Batch training and tuning are common tasks in simple machine learning use-cases such as time series forecasting. They require fitting of simple models on multiple data batches corresponding to locations, products, etc. This notebook showcases how to conduct batch training on the [NYC Taxi Dataset](https://www1.nyc.gov/site/tlc/about/tlc-trip-record-data.page) using only Ray Core and stateless Ray tasks.

Batch training in the context of this notebook is understood as creating the same model(s) for different and separate datasets or subsets of a dataset. This task is naively parallelizable and can be easily scaled with Ray.

![Batch training diagram](./images/batch-training.svg)

# Contents
In this this tutorial, you will learn about:
 1. Reading parquet data,
 2. Creating Ray tasks to preprocess, train and evaluate data batches,
 3. Dividing data into batches and spawning a Ray task for each batch to be ran in parallel,
 4. The runtime-memory tradeoff between delegating data loading to each task as opposed to centralized data loading.

# Walkthrough

Our task is to create separate time series models for each pickup location. We can use the `pickup_location_id` column in the dataset to group the dataset into data batches. We will then fit models for each batch and choose the best one.

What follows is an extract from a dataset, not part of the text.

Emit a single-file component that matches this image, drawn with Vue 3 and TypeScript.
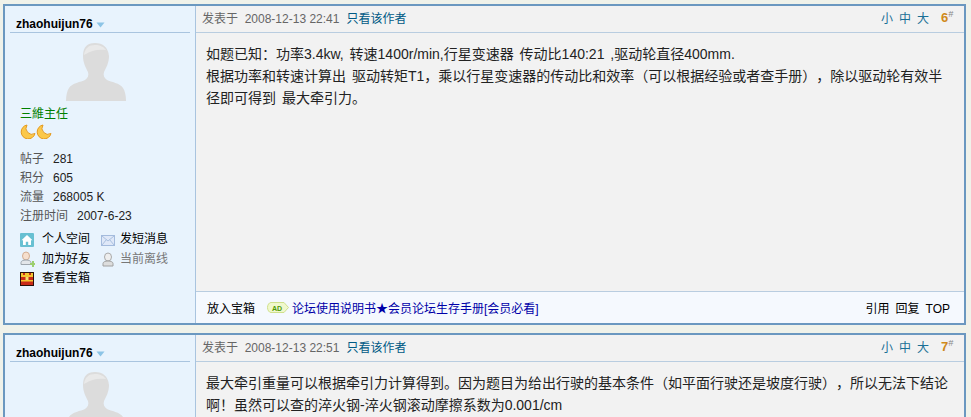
<template>
  <div class="page">
    <div v-for="post in posts" :key="post.floor" class="post">
      <aside class="side">
        <div class="author">
          <span class="name">zhaohuijun76</span>
          <svg width="9" height="6" viewBox="0 0 9 6"><path d="M0.5 0.5h8L4.5 5.5z" fill="#8cc4e6" /></svg>
        </div>
        <svg class="avatar" width="62" height="58" viewBox="0 0 62 58">
          <path d="M30 0C22 0 18 4 18 13c0 7 3 12 5 16 1 3 0 6-3 8-4 2-13 3-16 8-2 3-3 8-3 13h60c0-5-1-10-3-13-3-5-12-6-16-8-3-2-4-5-3-8 2-4 5-9 5-16C43 4 38 0 30 0z" fill="#dcdcdc" />
          <path d="M19 12c1-7 5-10 11-10 5 0 9 2 11 5-7-1-15 0-22 5z" fill="#e9e9e9" />
        </svg>
        <div class="rank">三維主任</div>
        <div class="moons">
          <svg v-for="m in 2" :key="m" width="16" height="15" viewBox="0 0 16 15">
            <path d="M7 1A7 7 0 1 0 15 9.500A6 6 0 0 1 7 1z" fill="#fbc84a" stroke="#e59a1e" stroke-width="1" />
          </svg>
        </div>
        <dl class="stats">
          <div v-for="s in stats" :key="s.label" class="stat">
            <dt>{{ s.label }}</dt>
            <dd>{{ s.value }}</dd>
          </div>
        </dl>
        <ul class="links">
          <li>
            <svg width="14" height="14" viewBox="0 0 14 14"><rect width="14" height="14" rx="1" fill="#68c0d2" /><path d="M7 2L12.500 7.200H11V12H8.200V8.800H5.800V12H3V7.200H1.500z" fill="#fff" /></svg>
            个人空间
          </li>
          <li>
            <svg width="14" height="14" viewBox="0 0 14 14"><rect x="0.500" y="2.500" width="13" height="10" fill="#dfe8f8" stroke="#a4bbdd" /><path d="M1 3l6 5 6-5M1 12l4.500-5.500M13 12L8.500 6.500" fill="none" stroke="#a9c0e0" /></svg>
            发短消息
          </li>
          <li>
            <svg width="15" height="16" viewBox="0 0 15 16"><ellipse cx="6" cy="5" rx="3.500" ry="4" fill="#f6dfcd" stroke="#d2ad92" /><path d="M1 13.500V11.500C1 10 3 9 6 9s5 1 5 2.500v2z" fill="#e3e6ea" stroke="#9ea6ae" /><path d="M10 12h2V10h2v2h1v2h-1v2h-2v-2h-2z" fill="#9bcf6e" /></svg>
            加为好友
          </li>
          <li class="off">
            <svg width="14" height="15" viewBox="0 0 14 15"><ellipse cx="7" cy="5" rx="3.500" ry="4" fill="#eeeeee" stroke="#aaaaaa" /><path d="M2 14V11.500C2 10 4 9 7 9s5 1 5 2.500V14z" fill="#dddddd" stroke="#a0a0a0" /></svg>
            当前离线
          </li>
          <li>
            <svg width="14" height="14" viewBox="0 0 14 14"><rect width="14" height="14" fill="#2a0f08" /><rect x="1" y="1" width="12" height="12" fill="#c92a18" /><path d="M1 1h2v2h2V1h4v2h2V1h2v4H1z" fill="#f4c430" /><rect x="1" y="8" width="12" height="1.500" fill="#f4c430" /><rect x="5.500" y="5" width="3" height="3" fill="#f7dd70" /></svg>
            查看宝箱
          </li>
        </ul>
      </aside>
      <section class="main">
        <header class="head">
          <span class="time">发表于&nbsp; {{ post.time }}</span>
          <a class="only">只看该作者</a>
          <span class="sizes"><a>小</a><a>中</a><a>大</a></span>
          <span class="floor">{{ post.floor }}<sup>#</sup></span>
        </header>
        <div class="body">
          <p v-for="(line, i) in post.lines" :key="i">{{ line }}</p>
        </div>
        <footer class="foot">
          <span class="box">放入宝箱</span>
          <svg class="ad" width="22" height="11" viewBox="0 0 22 11">
            <path d="M4 .5h13L21.500 5.500 17 10.500H4C2 10.500.5 8 .5 5.500S2 .5 4 .5z" fill="#f0f8cc" stroke="#cfe08c" />
            <text x="5" y="8.500" class="ad-text">AD</text>
          </svg>
          <a class="notice">论坛使用说明书★会员论坛生存手册[会员必看]</a>
          <span class="tools"><a>引用</a><a>回复</a><a>TOP</a></span>
        </footer>
      </section>
    </div>
  </div>
</template>

<script setup lang="ts">
interface Post {
  floor: number
  time: string
  lines: string[]
}

const stats = [
  { label: '帖子', value: '281' },
  { label: '积分', value: '605' },
  { label: '流量', value: '268005 K' },
  { label: '注册时间', value: '2007-6-23' }
]

const posts: Post[] = [
  {
    floor: 6,
    time: '2008-12-13 22:41',
    lines: [
      '如题已知：功率3.4kw, 转速1400r/min,行星变速器 传动比140:21 ,驱动轮直径400mm.',
      '根据功率和转速计算出 驱动转矩T1，乘以行星变速器的传动比和效率（可以根据经验或者查手册），除以驱动轮有效半径即可得到 最大牵引力。'
    ]
  },
  {
    floor: 7,
    time: '2008-12-13 22:51',
    lines: [
      '最大牵引重量可以根据牵引力计算得到。因为题目为给出行驶的基本条件（如平面行驶还是坡度行驶），所以无法下结论啊！虽然可以查的淬火钢-淬火钢滚动摩擦系数为0.001/cm'
    ]
  }
]
</script>

<style>
html,
body {
  background: #f0f2ea;
  overflow: hidden;
}
</style>

<style scoped>
.page {
  padding: 4px 5px 0 3px;
  display: flex;
  flex-direction: column;
  gap: 8px;
  font-family: "Liberation Sans", "Noto Sans CJK SC", sans-serif;
  font-size: 12px;
  color: #000;
  text-spacing-trim: space-all;
}
.post {
  display: flex;
  height: 321px;
  flex-shrink: 0;
  border: 2px solid #6b98c0;
  box-sizing: border-box;
  background: #f2f2f2;
}
.side {
  width: 191px;
  flex-shrink: 0;
  box-sizing: border-box;
  background: #e8f3fd;
  border-right: 1px solid #a9c4df;
  padding: 0 5px;
}
.author {
  height: 27px;
  padding: 11px 0 0 6px;
  box-sizing: border-box;
  border-bottom: 1px solid #a9c4df;
  line-height: 15px;
  display: flex;
  align-items: center;
  gap: 3px;
}
.name {
  font-weight: bold;
  font-size: 12px;
}
.avatar {
  display: block;
  margin: 10px 0 0 55px;
}
.rank {
  margin: 5px 0 0 10px;
  color: #008000;
  line-height: 16px;
}
.moons {
  display: flex;
  margin: 2px 0 0 10px;
  height: 16px;
}
.stats {
  margin: 10px 0 0 10px;
}
.stat {
  display: flex;
  align-items: baseline;
  gap: 9px;
  height: 19px;
  line-height: 19px;
}
dt {
  color: #555;
}
dd {
  margin: 0;
  color: #222;
}
.links {
  list-style: none;
  margin: 4px 0 0 10px;
  padding: 0;
  display: grid;
  grid-template-columns: 81px 80px;
  grid-auto-rows: 19.500px;
}
.links li {
  display: flex;
  align-items: center;
  gap: 8px;
  line-height: 19px;
}
.links li:nth-child(even) {
  gap: 5px;
}
.links li:nth-child(3) {
  gap: 7px;
}
.links li.off {
  color: #777;
}
.main {
  flex: 1;
  display: flex;
  flex-direction: column;
  min-width: 0;
}
.head {
  height: 27px;
  flex-shrink: 0;
  padding: 0 8px 3px 6px;
  box-sizing: border-box;
  border-bottom: 1px solid #b9cde0;
  display: flex;
  align-items: center;
  color: #666;
}
.only {
  margin-left: 7px;
  color: #005a85;
}
.sizes {
  margin-left: auto;
  display: flex;
  gap: 6px;
  color: #1a6f96;
}
.floor {
  margin-left: 12px;
  color: #d08a1c;
  font-weight: bold;
  font-size: 13px;
  width: 15px;
}
.floor sup {
  font-size: 9px;
  font-weight: normal;
  font-style: italic;
  color: #888;
  line-height: 0;
}
.body {
  flex: 1;
  padding: 10px 14px 0 10px;
  font-size: 14px;
  line-height: 22px;
  word-spacing: 2px;
  color: #222;
}
.body p {
  margin: 0;
}
.foot {
  height: 31px;
  flex-shrink: 0;
  border-top: 1px solid #b9cde0;
  background: #f5f9fe;
  display: flex;
  align-items: center;
  padding: 0 14px 0 11px;
}
.ad {
  margin-left: 12px;
}
.ad-text {
  font-size: 7px;
  font-weight: bold;
  fill: #4e9a06;
}
.notice {
  margin-left: 3px;
  color: #0000a8;
}
.tools {
  margin-left: auto;
  display: flex;
  align-items: baseline;
  gap: 6px;
}
</style>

Let’s start by importing Ray and initializing a local Ray cluster.

In [1]:
from typing import Callable, Optional, List, Union, Tuple, Iterable
import time
import numpy as np
import pandas as pd

from sklearn.base import BaseEstimator
from sklearn.model_selection import train_test_split
from sklearn.metrics import mean_absolute_error

import pyarrow as pa
from pyarrow import fs
from pyarrow import dataset as ds
from pyarrow import parquet as pq
import pyarrow.compute as pc

In [2]:
import ray

ray.init(ignore_reinit_error=True)

0,1
Python version:,3.8.5
Ray version:,2.0.0
Dashboard:,http://console.anyscale-staging.com/api/v2/sessions/ses_ZmHebxHaZpYkw9x9efJ5wBVX/services?redirect_to=dashboard


For benchmarking purposes, we can print the times of various operations. In order to reduce clutter in the output, this is set to False by default.

In [3]:
PRINT_TIMES = False


def print_time(msg: str):
    if PRINT_TIMES:
        print(msg)

To speed things up, we'll only use a small subset of the full dataset consisting of two last months of 2019. You can choose to use the full dataset for 2018-2019 by setting the `SMOKE_TEST` variable to False.

In [4]:
SMOKE_TEST = True

The `read_data` function reads a Parquet file and uses a push-down predicate to extract the data batch we want to fit a model on using the provided index to group the rows. By having each task read the data and extract batches separately, we ensure that memory utilization is minimal - as opposed to requiring each task to load the entire partition into memory first.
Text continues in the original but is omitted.